Hacker News new | ask | show | jobs
by MauranKilom 1589 days ago
Providing the IP address for the communication channel is quite obviously necessary and does not require explicit consent.

https://gdpr-text.com/read/article-49/#para_gdpr-a-49_1_1b

> In the absence of an adequacy decision pursuant to Article 45(3), or of appropriate safeguards pursuant to Article 46, [...] a transfer [...] of personal data to a third country or an international organisation shall take place only on one of the following conditions:

> [...]

> (b) the transfer is necessary for the performance of a contract between the data subject and the controller or the implementation of pre-contractual measures taken at the data subject’s request

> [...]

GDPR does not forbid providing internet resources to EU users, that is simply a lie. All it requires is that data handling happens in the best interest of the user.

2 comments

True, but storing the IP address server-side for purposes other than serving the HTTP request doesn't fall under (b).

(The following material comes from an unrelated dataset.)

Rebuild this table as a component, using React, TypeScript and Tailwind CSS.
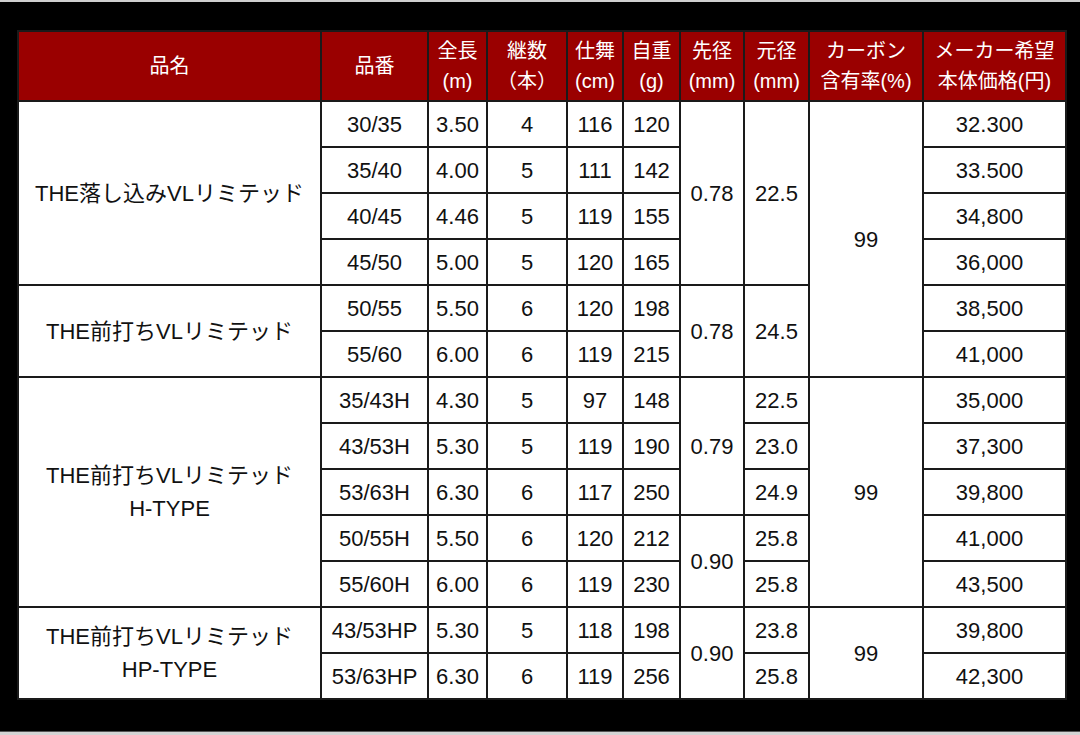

Diagnostic logging (e.g. apache logs) is probably okay as long as the organization can show that these logs are destroyed in a reasonable timeframe, but FAFAIK even that is legally a gray area (in the sense that it isn't explicitly forbidden nor allowed).

Diagnostic logging is ok as long as you have a sane retention policy.
Recent court orders in Germany and France beg to differ.
Opening a communications channel to a third party, e.g. a shady spyware company like Google, requires content, which makes sense.
I don’t remember any case related to accessing first party resources, can you give a link ?
That case is not about accessing first party resources. It was about a German website which (effectively) shared data with a third party provider from a country with no adequate privacy protection.